Over 37.7 miles of roadway in Logan County were scanned for trash in the month of July. There were 366 bags of trash picked up by litter abatement crews, along with six tires and several boxes. Some of the roads worked on in July included Terry Wilcutt, 68-80 Bypass, and Hwy. 79 South.
Logan County has a thriving litter abatement program responsible for picking up trash on the roads in the community. The program also tries to deter those from littering in the first place by an advertising campaign that reaches the newspaper and radio, as well as the roads themselves with signage placed to remind travelers littering is illegal. Dwight Cockrill serves as the county’s solid waste coordinator. It is his job to oversee the program, which takes inmates out of the Logan County Detention Center and drives them throughout the week all over the county picking up trash on the side of the roads.
“The litter abatement program is a very beneficial one,” said Cockrill. “It gets frustrating at times I must admit, when a crew goes out and cleans up a road only to return a week later and it’s covered in litter again. We try to advertise asking people not to throw their trash out the window, but there are some who don’t listen. We just have to keep at it in hopes that someday the littering of our community and environment will cease.”
The litter abatement program is funded though the state of Kentucky.
Along with the crews of litter abatement, another program comes out of the funding allowing for non-profits to pick up trash for money.
Cockrill is always looking for those non-profit organizations who want to pick up trash on the side of the road for money.

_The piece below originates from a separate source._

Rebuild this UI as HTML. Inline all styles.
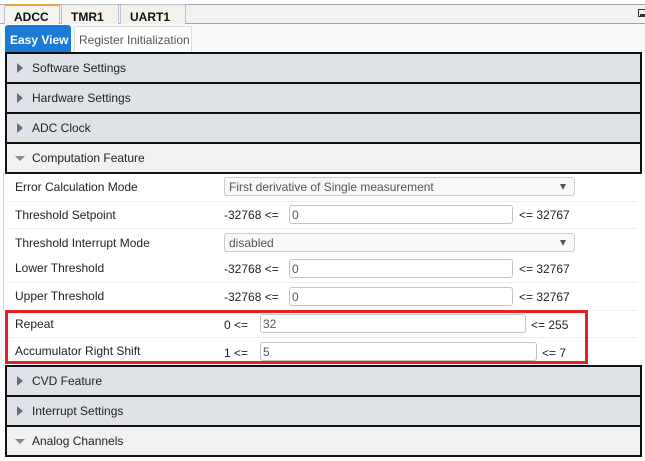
<!DOCTYPE html>
<html><head><style>
*{margin:0;padding:0;box-sizing:border-box}
body{width:645px;height:461px;background:#fff;position:relative;overflow:hidden;font-family:"Liberation Sans",sans-serif;font-size:12px;color:#222}
.a{position:absolute}
.tab{position:absolute;top:4px;height:20px;border:1px solid #b8c2cc;border-bottom:none;background:#f3f1ea;font-weight:bold;font-size:12px;padding:5px 0 0 9px;color:#111;border-radius:2px 2px 0 0}
.hdr{position:absolute;left:5px;width:637px;height:32px;background:#dfe2e6;border:2px solid #111;font-size:12px;padding:7px 0 0 25px}
.hdr.open{background:#f1f1f1}
.tri{position:absolute;left:10px;top:9px;width:0;height:0;border-top:5px solid transparent;border-bottom:5px solid transparent;border-left:6px solid #6a6a8a}
.down{position:absolute;left:8px;top:12px;width:0;height:0;border-left:5px solid transparent;border-right:5px solid transparent;border-top:5px solid #888}
.lbl{position:absolute;left:15px;font-size:12px}
.inp{position:absolute;height:19px;border:1px solid #c4c4c4;border-radius:3px;background:#fff;font-size:12px;padding:2px 0 0 2px;color:#555}
.sel{position:absolute;left:224px;width:351px;height:19px;border:1px solid #ccc;border-radius:3px;background:#f8f8f8;font-size:12px;padding:2px 0 0 4px;color:#555}
.sel:after{content:"";position:absolute;right:8px;top:6px;border-left:3px solid transparent;border-right:3px solid transparent;border-top:6px solid #555}
.sep{position:absolute;left:8px;width:629px;height:1px;background:#eee}
.t{position:absolute;font-size:12px}
</style></head><body>
<div class="a" style="left:0;top:4px;width:645px;height:20px;background:#f1f1f1;border-top:1px solid #9aa8b4;border-bottom:1px solid #9aa8b4"></div>
<div class="tab" style="left:4px;width:56px;background:#f6f4ee;border-top:2px solid #e8a040;padding-top:4px;height:21px">ADCC <span style="font-size:11px;margin-left:4px">×</span></div>
<div class="tab" style="left:61px;width:58px">TMR1</div>
<div class="tab" style="left:120px;width:66px">UART1</div>
<div class="a" style="left:638px;top:9px;width:8px;height:8px;border:1px solid #333"><div class="a" style="left:1px;top:4px;width:5px;height:2px;background:#333"></div></div>
<div class="a" style="left:0;top:24px;width:645px;height:29px;background:#f7f9fb"></div>
<div class="a" style="left:5px;top:25px;width:66px;height:28px;background:#1a7ad4;color:#fff;font-weight:bold;font-size:12px;padding:8px 0 0 5px;border-radius:3px 3px 0 0">Easy View</div>
<div class="a" style="left:74px;top:26px;width:118px;height:27px;background:#fff;border:1px solid #ddd;color:#555;font-size:12px;padding:6px 0 0 4px">Register Initialization</div>

<div class="hdr" style="top:52px"><div class="tri"></div>Software Settings</div>
<div class="hdr" style="top:82px"><div class="tri"></div>Hardware Settings</div>
<div class="hdr" style="top:112px"><div class="tri"></div>ADC Clock</div>
<div class="hdr open" style="top:142px"><div class="down"></div>Computation Feature</div>
<div class="a" style="left:3px;top:173px;width:1px;height:138px;background:#c8d2dc"></div>

<div class="lbl" style="top:180px">Error Calculation Mode</div>
<div class="sel" style="top:177px">First derivative of Single measurement</div>
<div class="sep" style="top:201px"></div>
<div class="lbl" style="top:208px">Threshold Setpoint</div>
<div class="t" style="left:224px;top:208px">-32768 &lt;=</div>
<div class="inp" style="left:289px;top:205px;width:224px">0</div>
<div class="t" style="left:519px;top:208px">&lt;= 32767</div>
<div class="sep" style="top:228px"></div>
<div class="lbl" style="top:236px">Threshold Interrupt Mode</div>
<div class="sel" style="top:233px">disabled</div>
<div class="lbl" style="top:261px">Lower Threshold</div>
<div class="t" style="left:224px;top:262px">-32768 &lt;=</div>
<div class="inp" style="left:289px;top:259px;width:224px">0</div>
<div class="t" style="left:519px;top:262px">&lt;= 32767</div>
<div class="sep" style="top:282px"></div>
<div class="lbl" style="top:289px">Upper Threshold</div>
<div class="t" style="left:224px;top:290px">-32768 &lt;=</div>
<div class="inp" style="left:289px;top:287px;width:224px">0</div>
<div class="t" style="left:519px;top:290px">&lt;= 32767</div>
<div class="sep" style="top:310px"></div>

<div class="lbl" style="top:317px">Repeat</div>
<div class="t" style="left:224px;top:318px">0 &lt;=</div>
<div class="inp" style="left:260px;top:314px;width:266px">32</div>
<div class="t" style="left:531px;top:318px">&lt;= 255</div>
<div class="sep" style="top:337px"></div>
<div class="lbl" style="top:344px">Accumulator Right Shift</div>
<div class="t" style="left:224px;top:346px">1 &lt;=</div>
<div class="inp" style="left:260px;top:342px;width:277px">5</div>
<div class="t" style="left:542px;top:346px">&lt;= 7</div>
<div class="a" style="left:5px;top:310px;width:583px;height:54px;border:3px solid #e8202a"></div>

<div class="hdr" style="top:365px"><div class="tri"></div>CVD Feature</div>
<div class="hdr" style="top:395px"><div class="tri"></div>Interrupt Settings</div>
<div class="hdr open" style="top:425px"><div class="down"></div>Analog Channels</div>
</body></html>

Cockrill receives a litter abatement grant each year to help fund picking up roadside trash. The funds received each year help to keep the community clean.
Some of the funding Cockrill’s department receives goes to pay non-profit organizations $100 per mile up to five miles to clean up roadside trash. Cockrill says he has funding available now for those non-profits organizations who would like to take the opportunity to make a little money, while providing a service project for their community.
Cockrill will close the program for non-profits the 3rd week in November, making way for winter.
“If a non-profit is interested in picking up roadside trash, they can come by the Logan County Sheriff’s Department and fill out a form, which will then be given to me. If the non-profit fits the criteria, I will notify them and assign them a road,” said Cockrill.
You must be at least nine years of age to pick up trash in this program, and must be accompanied by an adult. Cockrill provides trash bags, gloves, road signs and safety vests. A non-profit can choose to pick up from one mile to five miles. Non-profits include: church groups, civic clubs, scout troops, sports teams, etc.